Before setting up shop on Congress Street, Loquat was in a basement space on Exchange Street, where Carey said they weren’t getting a lot of foot traffic. Now, with their prominent storefront in the Arts District, more people are discovering them, he said.

The new studio and manufacturing space also allows Loquat to function as a place for marginalized artists and crafters, he said.

“I want to utilize the space for the community as much as possible, hosting different kinds of groups and workshops. I’m excited for it to be more of a cultural hub,” he said.


Nate Stevens of The Boulos Company, who co-brokered the deal between Loquat and Mechanics’ Hall, said Loquat’s mission was a perfect fit for the building, which since 1815 has supported artisans and innovators and hosts an array of arts programs and events.

Carey, a clothing designer, originally was interested in painting, but it wasn’t an artform that was highly valued by his Bermudian culture, he said.

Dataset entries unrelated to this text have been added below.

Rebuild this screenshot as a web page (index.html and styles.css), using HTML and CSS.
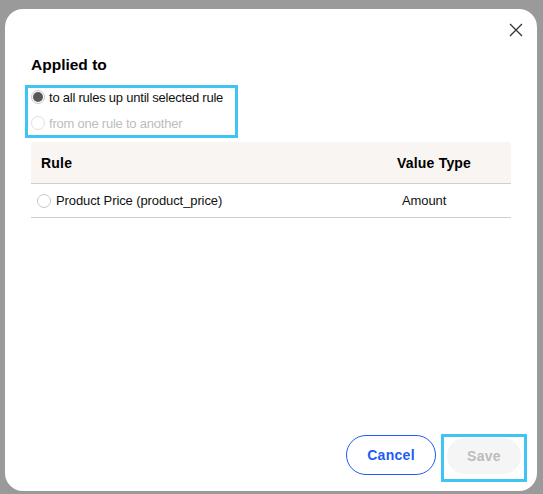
FILE: index.html
```html
<!DOCTYPE html>
<html>
<head>
<meta charset="utf-8">
<link rel="stylesheet" href="styles.css">
</head>
<body>
<div class="modal">
  <button class="close" aria-label="Close">
    <svg width="14" height="14" viewBox="0 0 14 14"><path d="M1 1L13 13M13 1L1 13" stroke="#333" stroke-width="1.3" fill="none"/></svg>
  </button>
  <h2 class="title">Applied to</h2>
  <div class="radio-group">
    <label class="opt"><span class="radio checked"></span><span>to all rules up until selected rule</span></label>
    <label class="opt disabled"><span class="radio"></span><span>from one rule to another</span></label>
  </div>
  <div class="table">
    <div class="thead">
      <div class="col-rule">Rule</div>
      <div class="col-type">Value Type</div>
    </div>
    <div class="trow">
      <div class="col-rule cell"><span class="radio"></span><span>Product Price (product_price)</span></div>
      <div class="col-type cell-type">Amount</div>
    </div>
  </div>
  <div class="footer">
    <button class="btn cancel">Cancel</button>
    <div class="save-wrap"><button class="btn save">Save</button></div>
  </div>
</div>
</body>
</html>
```
FILE: styles.css
```css
html, body {
  margin: 0;
  padding: 0;
  background: #9a9a9a;
  font-family: "Liberation Sans", Arial, sans-serif;
}
.modal {
  position: relative;
  box-sizing: border-box;
  margin: 9px 0 0 5px;
  width: 532px;
  height: 482px;
  background: #fff;
  border-radius: 18px;
  padding: 47px 26px 9px 26px;
  display: flex;
  flex-direction: column;
}
.close {
  position: absolute;
  top: 14px;
  right: 14px;
  width: 14px;
  height: 14px;
  padding: 0;
  border: 0;
  background: none;
  display: flex;
}
.title {
  margin: 0;
  font-size: 15.5px;
  font-weight: 700;
  color: #000;
  line-height: 18px;
}
.radio-group {
  margin: 11px 0 0 -6px;
  width: 213px;
  height: 53px;
  box-sizing: border-box;
  border: 3px solid #3fc4f4;
  padding: 0 0 0 3px;
  display: flex;
  flex-direction: column;
  gap: 8px;
}
.opt {
  display: flex;
  align-items: center;
  height: 18px;
  gap: 4px;
  font-size: 13px;
  letter-spacing: -0.23px;
  color: #111;
}
.opt.disabled {
  color: #bdbdbd;
}
.radio {
  width: 12px;
  height: 12px;
  border: 1px solid #c8c8c8;
  border-radius: 50%;
  background: #fff;
  position: relative;
  flex: none;
}
.radio.checked::after {
  content: "";
  position: absolute;
  left: 1px;
  top: 1px;
  width: 10px;
  height: 10px;
  border-radius: 50%;
  background: #585858;
}
.opt.disabled .radio {
  border-color: #e0e0e0;
}
.table {
  margin-top: 4px;
  width: 480px;
}
.thead {
  display: flex;
  align-items: center;
  height: 41px;
  background: #f8f5f2;
  border-radius: 4px 4px 0 0;
  border-bottom: 1px solid #cfcfcf;
  font-size: 14px;
  letter-spacing: 0.2px;
  font-weight: 700;
  color: #000;
}
.thead .col-rule {
  padding-left: 10px;
  flex: 1;
}
.thead .col-type {
  width: 114px;
}
.trow {
  display: flex;
  align-items: center;
  height: 33px;
  border-bottom: 1px solid #cfcfcf;
  font-size: 13px;
  letter-spacing: -0.1px;
  color: #111;
}
.cell {
  flex: 1;
  display: flex;
  align-items: center;
  gap: 5px;
  padding-left: 6px;
}
.cell-type {
  width: 109px;
}
.footer {
  margin-top: auto;
  display: flex;
  justify-content: flex-end;
  align-items: center;
  gap: 5px;
  margin-right: -16px;
}
.btn {
  font-family: "Liberation Sans", Arial, sans-serif;
  font-size: 14px;
  letter-spacing: 0.3px;
  font-weight: 700;
  border-radius: 20px;
  cursor: pointer;
}
.cancel {
  width: 90px;
  height: 40px;
  border: 1px solid #1d5cf5;
  background: #fff;
  color: #1d5cf5;
  margin-top: -7px;
}
.save-wrap {
  box-sizing: border-box;
  width: 86px;
  height: 48px;
  border: 3px solid #3fc4f4;
  padding: 1px 3px 5px 3px;
  display: flex;
}
.save {
  width: 74px;
  height: 36px;
  border: 0;
  background: #f5f5f5;
  color: #bcbcbc;
}
```
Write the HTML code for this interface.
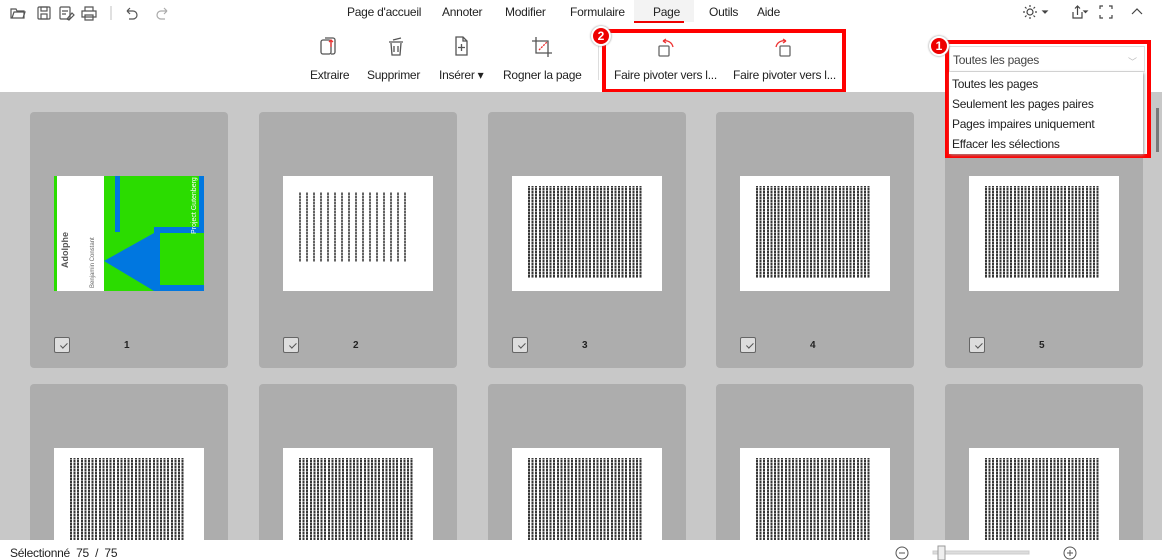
<!DOCTYPE html>
<html><head><meta charset="utf-8"><style>
*{margin:0;padding:0;box-sizing:border-box}
body{width:1162px;height:560px;overflow:hidden;background:#fff;font-family:"Liberation Sans",sans-serif;position:relative;color:#222}
.a{position:absolute}
.t{font-size:12px;letter-spacing:-0.25px;white-space:nowrap}
.grey{left:0;top:92px;width:1162px;height:448px;background:#c8c8c8;overflow:hidden}
.card{position:absolute;width:198px;background:#adadad;border-radius:4px}
.thumb{position:absolute;left:24px;top:64px;width:150px;height:115px;background:#fff}
.txt{position:absolute;left:16px;top:10px;width:115px;height:92px;background:repeating-linear-gradient(0deg,rgba(255,255,255,.45) 0 1px,transparent 1px 3px),repeating-linear-gradient(90deg,rgba(20,20,20,.85) 0 2px,rgba(255,255,255,0) 2px 3.6px)}
.cb{position:absolute;left:24px;top:225px;width:16px;height:16px;border:1px solid #666;border-radius:2px;background:#ddd}
.cb:after{content:"";position:absolute;left:4px;top:2px;width:6px;height:3px;border-left:1px solid #555;border-bottom:1px solid #555;transform:rotate(-45deg) translate(-1px,3px)}
.num{position:absolute;left:94px;top:228px;font-size:10px;font-weight:bold}
svg{position:absolute}
</style></head><body>
<svg style="left:10px;top:5px" width="160" height="16" fill="none" stroke="#555" stroke-width="1.2">
<path d="M1 4h5l1 2h7v7H1z"/><path d="M2 13l2-6h11l-2 6"/>
<rect x="28" y="2" width="12" height="12" rx="1"/><rect x="31" y="2" width="6" height="4"/><rect x="31" y="9" width="6" height="5"/>
<rect x="50" y="2" width="10" height="12" rx="1"/><path d="M52 6h6M52 9h4M57 14l5-6 2 2-5 5z"/>
<path d="M75 6V2h8v4M72 6h14v6H72zM75 10h8v5h-8z"/>
<path d="M101 1v14" stroke="#ccc"/>
<path d="M117 6h6a4 4 0 010 8h-4M117 6l3-3M117 6l3 3"/>
<path d="M157 6h-6a4 4 0 000 8h4M157 6l-3-3M157 6l-3 3" stroke="#aaa"/>
</svg>
<div class="a t" style="left:347px;top:5px">Page d'accueil</div>
<div class="a t" style="left:442px;top:5px">Annoter</div>
<div class="a t" style="left:505px;top:5px">Modifier</div>
<div class="a t" style="left:570px;top:5px">Formulaire</div>
<div class="a" style="left:634px;top:0;width:60px;height:22px;background:#f3f3f3"></div>
<div class="a t" style="left:653px;top:5px">Page</div>
<div class="a" style="left:634px;top:21px;width:50px;height:2px;background:#e00"></div>
<div class="a t" style="left:709px;top:5px">Outils</div>
<div class="a t" style="left:757px;top:5px">Aide</div>
<svg style="left:1020px;top:4px" width="130" height="16" fill="none" stroke="#444" stroke-width="1.2">
<circle cx="10" cy="8" r="3"/><path d="M10 1v2M10 13v2M3 8h2M15 8h2M5 3l1.5 1.5M13.5 11.5L15 13M5 13l1.5-1.5M13.5 4.5L15 3"/>
<path d="M23 7l2 2 2-2z" fill="#444"/>
<path d="M53 8v6h9V8M57.5 11V2M55 4.5l2.5-2.5 2.5 2.5"/><path d="M64 7l1.5 1.5L67 7z" fill="#444"/>
<path d="M80 5V2h3M89 2h3v3M92 11v3h-3M83 14h-3v-3"/>
<path d="M112 10l5-5 5 5"/>
</svg>
<svg style="left:318px;top:35px" width="290" height="28" fill="none" stroke="#555" stroke-width="1.3">
<rect x="3" y="5" width="10" height="14" rx="2"/><path d="M7 3h8a2 2 0 012 2v12a2 2 0 01-2 2H13"/><path d="M13 12V5M11 7l2-2 2 2" stroke="#e33"/>
<path d="M71 7h14M73 8l1 12h8l1-12M76 11v6M80 11v6M75 5l8-2"/>
<path d="M138 2h7l4 4v14h-11z"/><path d="M145 2v4h4M143.5 9v7M140 12.5h7"/>
<path d="M218 2v16h16M214 6h16v16" /><path d="M221 15l8-8" stroke="#e33" stroke-dasharray="2 1"/>
</svg>
<div class="a t" style="left:310px;top:68px">Extraire</div>
<div class="a t" style="left:367px;top:68px">Supprimer</div>
<div class="a t" style="left:439px;top:68px">Insérer ▾</div>
<div class="a t" style="left:503px;top:68px">Rogner la page</div>
<div class="a" style="left:598px;top:40px;width:1px;height:40px;background:#ddd"></div>
<div class="a" style="left:602px;top:29px;width:244px;height:64px;border:4px solid #f00"></div>
<div class="a" style="left:591px;top:26px;width:20px;height:20px;border-radius:50%;background:#e00;border:2px solid #fff;box-shadow:0 0 2px #888;color:#fff;font-size:12px;font-weight:bold;text-align:center;line-height:16px">2</div>
<svg style="left:655px;top:36px" width="150" height="24" fill="none" stroke="#666" stroke-width="1.3">
<rect x="4" y="10" width="10" height="10" rx="1"/><path d="M8 5a8 8 0 0110 6M8 5l3-2M8 5l3 2" stroke="#e33"/>
<rect x="125" y="10" width="10" height="10" rx="1"/><path d="M131 5a8 8 0 00-10 6M131 5l-3-2M131 5l-3 2" stroke="#e33"/>
</svg>
<div class="a t" style="left:614px;top:68px">Faire pivoter vers l...</div>
<div class="a t" style="left:733px;top:68px">Faire pivoter vers l...</div>
<div class="grey a">
<div class="card" style="left:30px;top:20px;height:256px"><div class="thumb" style="background:#2bdc00;overflow:hidden">
<div class="a" style="left:3px;top:0;width:47px;height:115px;background:#fff"></div>
<div class="a" style="left:61px;top:0;width:5px;height:56px;background:#0077e0"></div>
<div class="a" style="left:145px;top:0;width:5px;height:60px;background:#0077e0"></div>
<div class="a" style="left:100px;top:51px;width:50px;height:64px;background:#0077e0"></div>
<div class="a" style="left:106px;top:57px;width:44px;height:52px;background:#2bdc00"></div>
<svg style="left:50px;top:57px" width="56" height="58"><path d="M0 28L50 0v58z" fill="#0077e0"/></svg>
<div class="a" style="left:6px;top:92px;transform:rotate(-90deg);transform-origin:0 0;font-size:9px;font-weight:bold;color:#555;white-space:nowrap">Adolphe</div>
<div class="a" style="left:36px;top:112px;transform:rotate(-90deg);transform-origin:0 0;font-size:6px;color:#666;white-space:nowrap">Benjamin Constant</div>
<div class="a" style="left:137px;top:58px;transform:rotate(-90deg);transform-origin:0 0;font-size:7px;color:#fff;white-space:nowrap">Project Gutenberg</div>
</div><div class="cb"></div><div class="num">1</div></div>
<div class="card" style="left:259px;top:20px;height:256px"><div class="thumb"><div class="txt" style="left:16px;top:16px;width:110px;height:70px;opacity:.7;background:repeating-linear-gradient(0deg,rgba(255,255,255,.5) 0 1px,transparent 1px 3px),repeating-linear-gradient(90deg,#222 0 2px,transparent 2px 7px)"></div></div><div class="cb"></div><div class="num">2</div></div>
<div class="card" style="left:488px;top:20px;height:256px"><div class="thumb"><div class="txt"></div></div><div class="cb"></div><div class="num">3</div></div>
<div class="card" style="left:716px;top:20px;height:256px"><div class="thumb"><div class="txt"></div></div><div class="cb"></div><div class="num">4</div></div>
<div class="card" style="left:945px;top:20px;height:256px"><div class="thumb"><div class="txt"></div></div><div class="cb"></div><div class="num">5</div></div>
<div class="card" style="left:30px;top:292px;height:200px"><div class="thumb"><div class="txt"></div></div></div>
<div class="card" style="left:259px;top:292px;height:200px"><div class="thumb"><div class="txt"></div></div></div>
<div class="card" style="left:488px;top:292px;height:200px"><div class="thumb"><div class="txt"></div></div></div>
<div class="card" style="left:716px;top:292px;height:200px"><div class="thumb"><div class="txt"></div></div></div>
<div class="card" style="left:945px;top:292px;height:200px"><div class="thumb"><div class="txt"></div></div></div>
<div class="a" style="left:1156px;top:16px;width:3px;height:44px;background:#777"></div>
</div>
<div class="a" style="left:945px;top:40px;width:206px;height:118px;border:4px solid #f00;background:#fff"></div>
<div class="a" style="left:949px;top:46px;width:196px;height:26px;border:1px solid #ddd;background:#fff"></div>
<div class="a t" style="left:953px;top:53px;color:#444">Toutes les pages</div>
<div class="a" style="left:1128px;top:55px;font-size:9px;color:#bbb">﹀</div>
<div class="a" style="left:949px;top:72px;width:194px;height:82px;background:#fff;box-shadow:1px 1px 3px #999"></div>
<div class="a t" style="left:952px;top:77px">Toutes les pages</div>
<div class="a t" style="left:952px;top:97px">Seulement les pages paires</div>
<div class="a t" style="left:952px;top:117px">Pages impaires uniquement</div>
<div class="a t" style="left:952px;top:137px">Effacer les sélections</div>
<div class="a" style="left:929px;top:36px;width:20px;height:20px;border-radius:50%;background:#e00;border:2px solid #fff;box-shadow:0 0 2px #888;color:#fff;font-size:12px;font-weight:bold;text-align:center;line-height:16px">1</div>
<div class="a t" style="left:10px;top:546px">Sélectionné&nbsp; 75&nbsp; /&nbsp; 75</div>
<svg style="left:893px;top:545px" width="190" height="15" fill="none" stroke="#555">
<circle cx="9" cy="8" r="6"/><path d="M6 8h6"/>
<rect x="40" y="6" width="96" height="3" fill="#ddd" stroke="#ccc"/><rect x="45" y="1" width="7" height="14" fill="#eee" stroke="#999"/>
<circle cx="177" cy="8" r="6"/><path d="M174 8h6M177 5v6"/>
</svg>
</body></html>
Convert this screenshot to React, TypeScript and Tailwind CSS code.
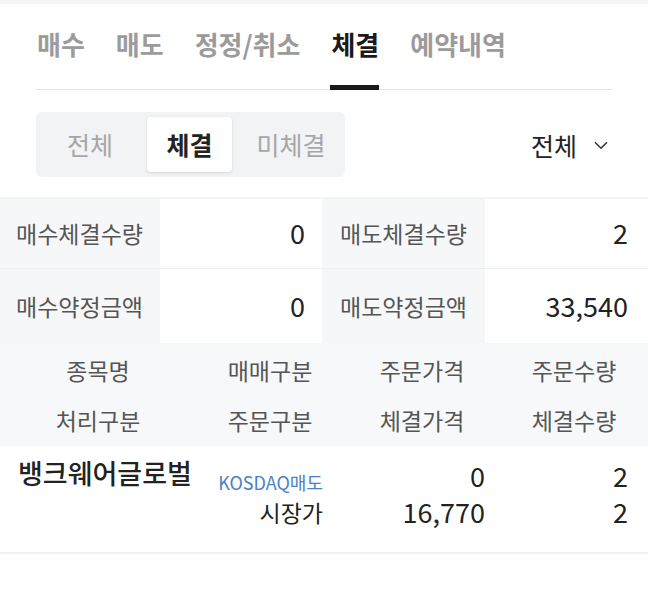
import React from "react";

const tabs = ["매수", "매도", "정정/취소", "체결", "예약내역"];

const summary = [
  ["매수체결수량", "0", "매도체결수량", "2"],
  ["매수약정금액", "0", "매도약정금액", "33,540"],
];

function Chevron() {
  return (
    <svg width="14" height="9" viewBox="0 0 14 9" fill="none">
      <path d="M1 1.2L7 7.2L13 1.2" stroke="#333" strokeWidth="1.6" />
    </svg>
  );
}

export default function App() {
  return (
    <div className="w-[648px] h-[590px] overflow-hidden bg-white font-['Noto_Sans_CJK_KR','Noto_Sans',sans-serif] text-[#222]">
      {/* top strip */}
      <div className="h-[4px] bg-[#f4f5f7]" />

      {/* tabs */}
      <div className="px-[36px]">
        <div className="flex gap-[30px] h-[86px] border-b border-[#e4e4e4]">
          {tabs.map((t) => {
            const active = t === "체결";
            return (
              <div key={t} className="relative h-full pt-[24px] pl-[1px]">
                <span
                  className={`text-[26px] leading-[32px] font-bold ${
                    active ? "text-[#1a1a1a]" : "text-[#9b9b9b]"
                  }`}
                >
                  {t}
                </span>
                {active && (
                  <div className="absolute left-0 right-0 bottom-[-1px] h-[5px] bg-[#1a1a1a]" />
                )}
              </div>
            );
          })}
        </div>
      </div>

      {/* segment + dropdown */}
      <div className="h-[107px] flex items-start justify-between pl-[36px] pr-[40px] pt-[22px]">
        <div className="flex items-center w-[309px] h-[65px] rounded-[6px] bg-[#f2f3f5] px-[5px]">
          <div className="w-[106px] h-[55px] flex items-center justify-center pr-[8px] text-[25px] text-[#a6a6a6]">
            전체
          </div>
          <div className="w-[85px] h-[55px] flex items-center justify-center rounded-[4px] bg-white shadow-[0_1px_3px_rgba(0,0,0,0.12)] text-[25px] font-bold text-[#222]">
            체결
          </div>
          <div className="w-[108px] h-[55px] flex items-center justify-center pl-[10px] text-[25px] text-[#a6a6a6]">
            미체결
          </div>
        </div>
        <div className="flex items-center gap-[17px] h-[65px]">
          <span className="text-[25px] text-[#222] leading-[30px]">전체</span>
          <span className="mt-[2px]">
            <Chevron />
          </span>
        </div>
      </div>

      {/* summary */}
      <div className="border-t-2 border-[#f2f3f5]">
        {summary.map((row, i) => (
          <div
            key={i}
            className={`grid grid-cols-[160px_162px_163px_163px] ${
              i === 0 ? "h-[70px] border-b border-[#eceef0]" : "h-[74px]"
            }`}
          >
            <div className="bg-[#f6f7f9] flex items-center pl-[16px] text-[23px] text-[#555]">
              {row[0]}
            </div>
            <div className="flex items-center justify-end pr-[17px] text-[27px] text-[#222]">
              {row[1]}
            </div>
            <div className="bg-[#f6f7f9] flex items-center pl-[18px] text-[23px] text-[#555]">
              {row[2]}
            </div>
            <div className="flex items-center justify-end pr-[20px] text-[27px] text-[#222]">
              {row[3]}
            </div>
          </div>
        ))}
      </div>

      {/* list header */}
      <div className="bg-[#f7f8fa] h-[103px] pt-[2px] text-[23px] text-[#555]">
        <div className="grid grid-cols-[196px_148px_156px_148px] h-[50px] items-center text-center">
          <span>종목명</span>
          <span>매매구분</span>
          <span>주문가격</span>
          <span>주문수량</span>
        </div>
        <div className="grid grid-cols-[196px_148px_156px_148px] h-[50px] items-center text-center">
          <span>처리구분</span>
          <span>주문구분</span>
          <span>체결가격</span>
          <span>체결수량</span>
        </div>
      </div>

      {/* list row */}
      <div className="h-[108px] pt-[12px] border-b-2 border-[#f0f1f3] grid grid-cols-[196px_148px_156px_148px]">
        <div className="pl-[18px] text-[27px] leading-[30px] font-medium text-[#222] whitespace-nowrap">
          뱅크웨어글로벌
        </div>
        <div className="flex flex-col items-end pr-[21px]">
          <div className="h-[36px] flex items-end pb-[1px] text-[18px] leading-[22px] text-[#4b80c6] whitespace-nowrap">
            KOSDAQ매도
          </div>
          <div className="h-[36px] flex items-center text-[23px] text-[#222]">시장가</div>
        </div>
        <div className="flex flex-col items-end pr-[15px] text-[27px] text-[#222]">
          <div className="h-[36px] flex items-center">0</div>
          <div className="h-[36px] flex items-center">16,770</div>
        </div>
        <div className="flex flex-col items-end pr-[20px] text-[27px] text-[#222]">
          <div className="h-[36px] flex items-center">2</div>
          <div className="h-[36px] flex items-center">2</div>
        </div>
      </div>
    </div>
  );
}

“I didn’t think that as a culture we held it in high enough regard for me to do the kind of work I wanted to do,” he said.

Jordan Carey hopes the new space at Mechanics’ Hall will become a gathering place for marginalized artists and crafters. Mikayla Patel / The Forecaster

While Loquat’s other artists have a long history of love for fashion, for Carey it was an acquired taste.

“I did it strictly because I felt like my art required it, and not because I loved fashion,” he said.

Through studying fashion and learning from others who work with clothing, that’s changed.

“I love it now. Now, I have so much respect for craft and dyeing and weaving,” he said.

“There are so many geniuses around, especially in the African community in Portland,” he said, with “generations of sartorial knowledge that I’m in awe of.”

“It’s kind of amazing to stumble into stuff like that and not know how much future it has for you,” Carey said.